En cuarentena, el deporte mundial tiene la oportunidad para responder en el corto plazo a una pregunta que debió plantearse hace algunos años: ¿cuál será su viejo papel en el nuevo mundo? Como no había sucedido nunca, la pandemia arrinconó cada espacio, tiempo y movimiento, que ídolos y equipos ocupaban en nuestras vidas. De un día para otro los deportes fueron colocados en el cajón de las cosas secundarias: hay mucho de qué preocuparse como para pensar en ellos, sin embargo, se extrañan. Sin importar la perspectiva que cada uno de nosotros les demos, los deportes y sus deportistas han sido fieles acompañantes de sus aficionados.
Antes que otra cosa, son un desahogo, un lugar para olvidar, un salida para escapar, una imagen que admirar, un momento para compartir, un pretexto para hablar y un motivo de reunión. Por encima de su propio negocio, los deportes son todas esas razones que los volvieron parte de una familia.

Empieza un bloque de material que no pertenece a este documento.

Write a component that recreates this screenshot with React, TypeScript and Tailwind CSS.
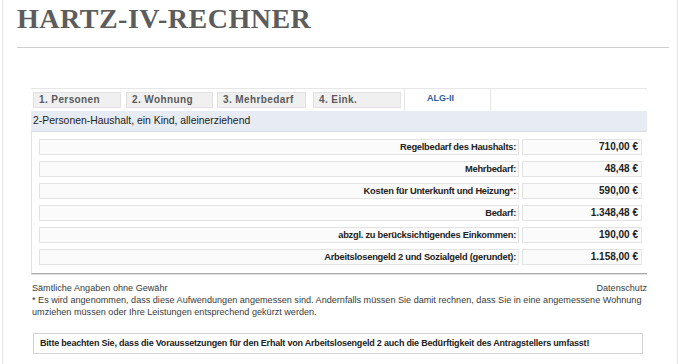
const tabs = [
  { label: '1. Personen', cls: 'ml-[2px] w-[88px]' },
  { label: '2. Wohnung', cls: 'ml-[5px] w-[87px]' },
  { label: '3. Mehrbedarf', cls: 'ml-[4px] w-[89px]' },
  { label: '4. Eink.', cls: 'ml-[7px] w-[88px]' },
];

const rows = [
  ['Regelbedarf des Haushalts:', '710,00 €'],
  ['Mehrbedarf:', '48,48 €'],
  ['Kosten für Unterkunft und Heizung*:', '590,00 €'],
  ['Bedarf:', '1.348,48 €'],
  ['abzgl. zu berücksichtigendes Einkommen:', '190,00 €'],
  ['Arbeitslosengeld 2 und Sozialgeld (gerundet):', '1.158,00 €'],
];

export default function App() {
  return (
    <div className="h-[364px] w-[684px] overflow-hidden bg-white font-['Liberation_Sans',Arial,sans-serif] text-[#333]">
      <div className="ml-[2px] h-full w-[676px] border-x border-[#e8e8e8] pl-[14px] pr-[8px]">
        <h1 className="pt-[3px] font-['Liberation_Serif',serif] text-[28px] font-bold leading-[32px] tracking-[0.5px] text-[#5c5c5c]">
          HARTZ-IV-RECHNER
        </h1>
        <div className="mt-[12px] border-t border-[#cfcfcf]" />

        <div className="ml-[14px] mt-[40px] w-[616px]">
          {/* tab bar */}
          <div className="flex h-[23px] border-t border-[#e6e6e6]">
            {tabs.map((t) => (
              <div
                key={t.label}
                className={`${t.cls} mt-[3px] h-[16px] border border-[#e2e2e2] bg-[#f0f0f0] pl-[5px] text-[10px] font-bold leading-[14px] tracking-[0.4px] text-[#5a5a5a]`}
              >
                {t.label}
              </div>
            ))}
            <div className="ml-[3px] h-full w-[87px] border-x border-[#e6e6e6] bg-white pl-[22px] pt-[3px] text-[9px] font-bold leading-[12px] text-[#2f5f9e]">
              ALG-II
            </div>
          </div>

          {/* headline */}
          <div className="h-[21px] border-b border-[#d6dae3] bg-[#e7ebf4] pl-[2px] text-[10.4px] leading-[20px] text-[#222]">
            2-Personen-Haushalt, ein Kind, alleinerziehend
          </div>

          {/* results */}
          <div className="flex flex-col gap-[6px] border-b border-l border-[#e2e2e2] border-b-[#ababab] pb-[8px] pl-[7px] pr-[5px] pt-[7px] shadow-[0_1px_0_#e0e0e0]">
            {rows.map(([label, value]) => (
              <div key={label} className="flex h-[16px] gap-[3px] font-bold leading-[14px] text-[#222]">
                <div className="flex-1 border border-[#e3e3e3] bg-[#fbfbfb] pr-[2px] text-right text-[9.3px] tracking-[-0.25px]">{label}</div>
                <div className="w-[120px] border border-[#e3e3e3] bg-[#fbfbfb] pr-[3px] text-right text-[10px]">{value}</div>
              </div>
            ))}
          </div>

          {/* notes */}
          <div className="mt-[8px] pl-[1px] text-[9.1px] leading-[12px] text-[#3a3a3a]">
            <div className="flex justify-between">
              <span>Sämtliche Angaben ohne Gewähr</span>
              <span>Datenschutz</span>
            </div>
            <p>
              * Es wird angenommen, dass diese Aufwendungen angemessen sind. Andernfalls müssen Sie damit rechnen, dass Sie in eine angemessene Wohnung umziehen müssen oder Ihre Leistungen entsprechend gekürzt werden.
            </p>
          </div>

          <div className="ml-[2px] mt-[15px] h-[21px] w-[610px] border border-[#d4d4d4] pl-[6px] text-[9px] font-bold leading-[19px] tracking-[-0.2px] text-[#222]">
            Bitte beachten Sie, dass die Voraussetzungen für den Erhalt von Arbeitslosengeld 2 auch die Bedürftigkeit des Antragstellers umfasst!
          </div>
        </div>
      </div>
    </div>
  );
}
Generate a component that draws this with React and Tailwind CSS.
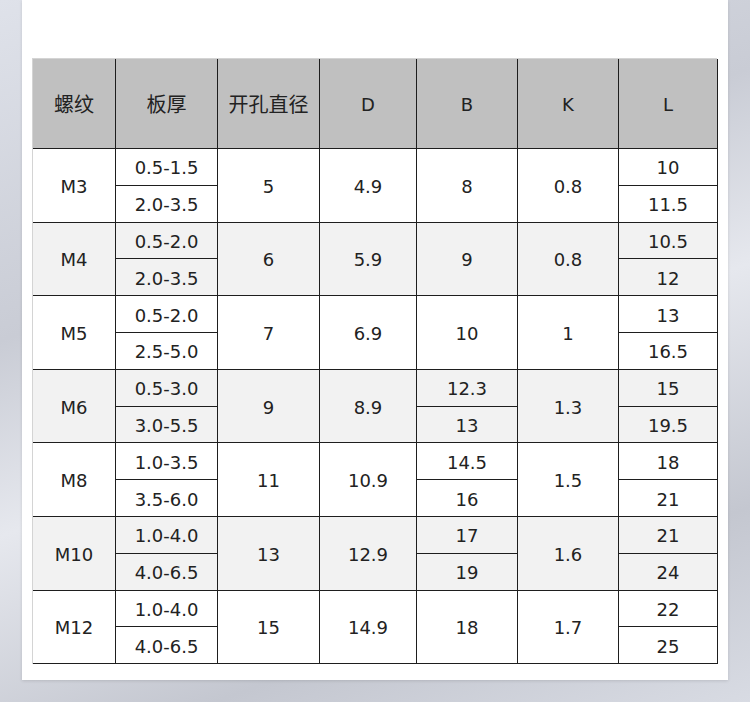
import React from "react";

const groups = [
  { m: "M3", t: ["0.5-1.5", "2.0-3.5"], h: "5", d: "4.9", b: ["8"], k: "0.8", l: ["10", "11.5"] },
  { m: "M4", t: ["0.5-2.0", "2.0-3.5"], h: "6", d: "5.9", b: ["9"], k: "0.8", l: ["10.5", "12"] },
  { m: "M5", t: ["0.5-2.0", "2.5-5.0"], h: "7", d: "6.9", b: ["10"], k: "1", l: ["13", "16.5"] },
  { m: "M6", t: ["0.5-3.0", "3.0-5.5"], h: "9", d: "8.9", b: ["12.3", "13"], k: "1.3", l: ["15", "19.5"] },
  { m: "M8", t: ["1.0-3.5", "3.5-6.0"], h: "11", d: "10.9", b: ["14.5", "16"], k: "1.5", l: ["18", "21"] },
  { m: "M10", t: ["1.0-4.0", "4.0-6.5"], h: "13", d: "12.9", b: ["17", "19"], k: "1.6", l: ["21", "24"] },
  { m: "M12", t: ["1.0-4.0", "4.0-6.5"], h: "15", d: "14.9", b: ["18"], k: "1.7", l: ["22", "25"] },
];

const heads = ["螺纹", "板厚", "开孔直径", "D", "B", "K", "L"];

function Cell({ children, span, bg }) {
  return (
    <div
      className={`${span ? "row-span-2" : ""} ${bg} flex items-center justify-center pt-[3px] border-r border-b border-[#1e1e1e] text-[18px] leading-none text-[#222]`}
    >
      {children}
    </div>
  );
}

export default function App() {
  const cells = [];
  heads.forEach((h, i) => {
    cells.push(
      <div
        key={"h" + i}
        className={`flex items-center justify-center pt-[3px] border-r border-b border-[#1e1e1e] bg-[#c0c0c0] leading-none text-[#222] ${i < 3 ? "text-[20px]" : "text-[18px]"}`}
      >
        {h}
      </div>
    );
  });
  groups.forEach((g, gi) => {
    const bg = gi % 2 === 1 ? "bg-[#f2f2f2]" : "bg-white";
    const bSplit = g.b.length === 2;
    cells.push(<Cell key={gi + "m"} span bg={bg}>{g.m}</Cell>);
    cells.push(<Cell key={gi + "t0"} bg={bg}>{g.t[0]}</Cell>);
    cells.push(<Cell key={gi + "h"} span bg={bg}>{g.h}</Cell>);
    cells.push(<Cell key={gi + "d"} span bg={bg}>{g.d}</Cell>);
    cells.push(<Cell key={gi + "b0"} span={!bSplit} bg={bg}>{g.b[0]}</Cell>);
    cells.push(<Cell key={gi + "k"} span bg={bg}>{g.k}</Cell>);
    cells.push(<Cell key={gi + "l0"} bg={bg}>{g.l[0]}</Cell>);
    cells.push(<Cell key={gi + "t1"} bg={bg}>{g.t[1]}</Cell>);
    if (bSplit) cells.push(<Cell key={gi + "b1"} bg={bg}>{g.b[1]}</Cell>);
    cells.push(<Cell key={gi + "l1"} bg={bg}>{g.l[1]}</Cell>);
  });

  return (
    <div
      className="w-[750px] h-[702px] overflow-hidden bg-[linear-gradient(160deg,#dfe2ea_0%,#c9ccd5_35%,#e6e8ee_55%,#c4c7d0_80%,#d8dbe3_100%)]"
      style={{ fontFamily: '"DejaVu Sans", "Noto Sans CJK SC", sans-serif' }}
    >
      <div className="ml-[22px] w-[706px] h-[680px] bg-white pt-[58px] pl-[10px] shadow-[0_1px_3px_rgba(0,0,0,0.12)]">
        <div className="grid w-[685px] grid-cols-[83px_102px_102px_97px_101px_101px_99px] grid-rows-[90px_repeat(14,36.8px)] border-l border-t border-[#d4d4d4]">
          {cells}
        </div>
      </div>
    </div>
  );
}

Su verdadera grandeza ha estado en la vida diaria: ese estado de las cosas que se ha derrumbado en las últimas semanas. De esa rutina que nos acosaba como civiles, los deportes nos salvaban como aficionados; era un buen trato. Llena de complicidad, la estrecha relación que hemos mantenido con ellos los convirtió en un territorio común para millones de personas.
Aunque muchos lo consideren banal, el deporte ha sido uno de los principales adhesivos sociales del planeta. Su ausencia influye en el ánimo de sus seguidores que, desde el cautiverio al que nos ha sometido el virus, los miramos de lejos como si hubieran existido en épocas pasadas: hay días en los que Nadal y Messi me parecen atletas antiguos, de otro siglo.
Cuando esto termine el deporte tendrá que reconfigurarse. De la misma forma que cada uno de nosotros enfrentará un profundo impacto en nuestra escala de valores, las organizaciones deportivas y los deportistas encontrarán la raíz de la suya.